Нина, которая прекрасно знает Бали, отвезла меня в монастырь XII века на высочайшем уступе скалы над океаном. Идём мы по дороге паломников, монахов и туристов, повсюду прыгают павианы, которые что-то норовят у тебя отнять. Я прижала драгоценный контейнер к груди, потеряла манёвренность, и какая-то наглая обезьяна сорвала у меня с головы очки Ray-Ban. Я их с трудом отнимаю у наглой скотины и говорю: «Нин, но главное, когда мы заберёмся наверх, чтобы у нас не получилось, как в «Большом Лебовски». Помнишь, он пошёл развеивать прах своего друга, ветер подул не туда, и весь прах оказался у него на физиономии». Проползаем по узкому проходу меж древних стен к самой высокой точке монастыря, находим укромный кусочек мыса, садимся на корточки у обрыва — и ветер полностью утихает. Это знак: я попала именно туда, куда мечтала и должна была попасть.

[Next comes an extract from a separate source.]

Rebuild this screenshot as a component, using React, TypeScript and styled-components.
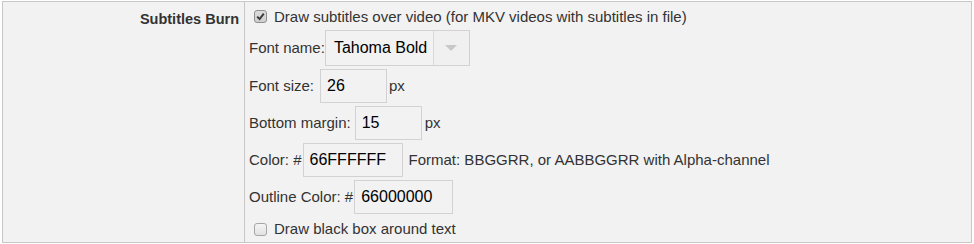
import React, { FC } from "react"
import styled, { createGlobalStyle } from "styled-components"

const GlobalStyle = createGlobalStyle`
    html, body {
        margin: 0;
        padding: 0;
        background: #ffffff;
    }
    body {
        font-family: "Liberation Sans", Arial, sans-serif;
        font-size: 15px;
        color: #333333;
    }
`

const Page = styled.div`
    padding: 1px 2px 1px 2px;
`

const SettingsTable = styled.div`
    display: grid;
    grid-template-columns: 242px 1fr;
    border: 1px solid #c8c8c8;
    background: #f2f2f2;
    height: 240px;
`

const LabelCell = styled.div`
    border-right: 1px solid #c8c8c8;
    text-align: right;
    font-weight: bold;
    font-size: 14.5px;
    line-height: 16px;
    padding: 9px 5px 0 0;
    color: #333333;
`

const ValueCell = styled.div`
    display: flex;
    flex-direction: column;
    gap: 3px;
    padding: 4px 0 0 4px;
`

const Row = styled.div<{ $height?: number }>`
    display: flex;
    align-items: center;
    height: ${(p) => (p.$height ? `${p.$height}px` : "auto")};
    line-height: 16px;
    white-space: nowrap;
`

const Box = styled.span<{ $checked?: boolean }>`
    display: inline-flex;
    align-items: center;
    justify-content: center;
    box-sizing: border-box;
    width: 13px;
    height: 13px;
    margin: 0 7px 0 5px;
    border: 1px solid ${(p) => (p.$checked ? "#8f8f8f" : "#a6a6a6")};
    border-radius: 3px;
    background: ${(p) => (p.$checked ? "linear-gradient(#dcdcdc, #cfcfcf)" : "linear-gradient(#f4f4f4, #e2e2e2)")};
`

const Field = styled.span<{ $width: number; $gap: number }>`
    display: inline-flex;
    align-items: center;
    box-sizing: border-box;
    width: ${(p) => p.$width}px;
    height: 34px;
    margin-left: ${(p) => p.$gap}px;
    padding-left: 6px;
    border: 1px solid #d2d2d2;
    background: #f2f2f2;
    color: #000000;
    font-size: 16px;
`

const Select = styled.span<{ $gap: number }>`
    display: inline-flex;
    box-sizing: border-box;
    width: 145px;
    height: 36px;
    margin-left: ${(p) => p.$gap}px;
    border: 1px solid #d2d2d2;
    background: #f2f2f2;
`

const SelectValue = styled.span`
    display: flex;
    align-items: center;
    width: 108px;
    padding-left: 8px;
    box-sizing: border-box;
    border-right: 1px solid #d8d8d8;
    color: #000000;
    font-size: 16px;
`

const SelectArrow = styled.span`
    flex: 1;
    display: flex;
    align-items: center;
    justify-content: center;
    background: #f0f0f0;
`

const Unit = styled.span<{ $gap: number }>`
    margin-left: ${(p) => p.$gap}px;
`

const Checkbox: FC<{ checked?: boolean }> = ({ checked }) => (
    <Box $checked={checked}>
        {checked && (
            <svg width="9" height="9" viewBox="0 0 9 9">
                <path d="M1.2 4.6 L3.6 7 L7.8 1.6" fill="none" stroke="#3a3a3a" strokeWidth="1.9" />
            </svg>
        )}
    </Box>
)

export default function App() {
    return (
        <Page>
            <GlobalStyle />
            <SettingsTable>
                <LabelCell>Subtitles Burn</LabelCell>
                <ValueCell>
                    <Row $height={21}>
                        <Checkbox checked />
                        Draw subtitles over video (for MKV videos with subtitles in file)
                    </Row>
                    <Row>
                        Font name:
                        <Select $gap={0}>
                            <SelectValue>Tahoma Bold</SelectValue>
                            <SelectArrow>
                                <svg width="12" height="6" viewBox="0 0 12 6">
                                    <path d="M0 0 H12 L6 6 Z" fill="#c8c8c8" />
                                </svg>
                            </SelectArrow>
                        </Select>
                    </Row>
                    <Row>
                        Font size:
                        <Field $width={67} $gap={6}>26</Field>
                        <Unit $gap={2}>px</Unit>
                    </Row>
                    <Row>
                        Bottom margin:
                        <Field $width={67} $gap={4}>15</Field>
                        <Unit $gap={3}>px</Unit>
                    </Row>
                    <Row>
                        Color: #
                        <Field $width={100} $gap={1}>66FFFFFF</Field>
                        <Unit $gap={6}>Format: BBGGRR, or AABBGGRR with Alpha-channel</Unit>
                    </Row>
                    <Row>
                        Outline Color: #
                        <Field $width={99} $gap={1}>66000000</Field>
                    </Row>
                    <Row $height={24}>
                        <Checkbox />
                        Draw black box around text
                    </Row>
                </ValueCell>
            </SettingsTable>
        </Page>
    )
}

Я снова и в последний раз прощаюсь с Рэем, мы обе плачем, но Нина, закалённый собачник, говорит: «Всё, любимчик, отпускай, пока ветра нет». Я встаю в полный рост, Нинка кричит: «Зачем ты встаёшь, с ума сошла?? Бросай сидя!» Мысик-то на скале крошечный, едва вдвоём уместились. Я и говорю: «Не, странно как-то сидя отпускать в такое путешествие». Встаю, Нина меня держит за ноги, вокруг неземная красота — балийский медный закат, святые стены монастыря, божественный покой. Открываю контейнер и отправляю прах в воздух, в океан: «Ну, Рэй, лети, смотри другой мир, зажигай там по полной, и всё будет хорошо». Слёзы у обеих льются уже рекой. И ровно в этот момент случается какое-то природное завихрение, прах совершает над нашими головами кульбит, и одна его часть плавно, красиво, воронкой летит в океан, а другая, по неведомому мне закону физики, отрывается от этой спирали, и я в мгновение превращаюсь в альбиноса с белыми ресницами. Вспомнила «Большого Лебовски»? Получи. Мы отряхивали прах друг с друга, уже на корточках, и плакали на этот раз от нелепости нашего вида.
* * *
Проводы удались. Когда буду писать завещание, попрошу, чтобы меня провожали точно так же. Много печали и много радости — радости полёта, того самого, что ты в последний момент даришь любимому существу. В этих проводах есть достоинство жизни и достоинство смерти. В моей системе ценностей так и должны уходить настоящие Божьи существа.
Лапша некорейская
Хорошо было в детстве — банка с гуталином ни у кого не вызывала аппетита. Не то что теперь — мыло для рук похоже на кусок малахита, скраб для тела — на малиновое варенье, пена для ванн — на пирожное с кремом и ягодкой сверху.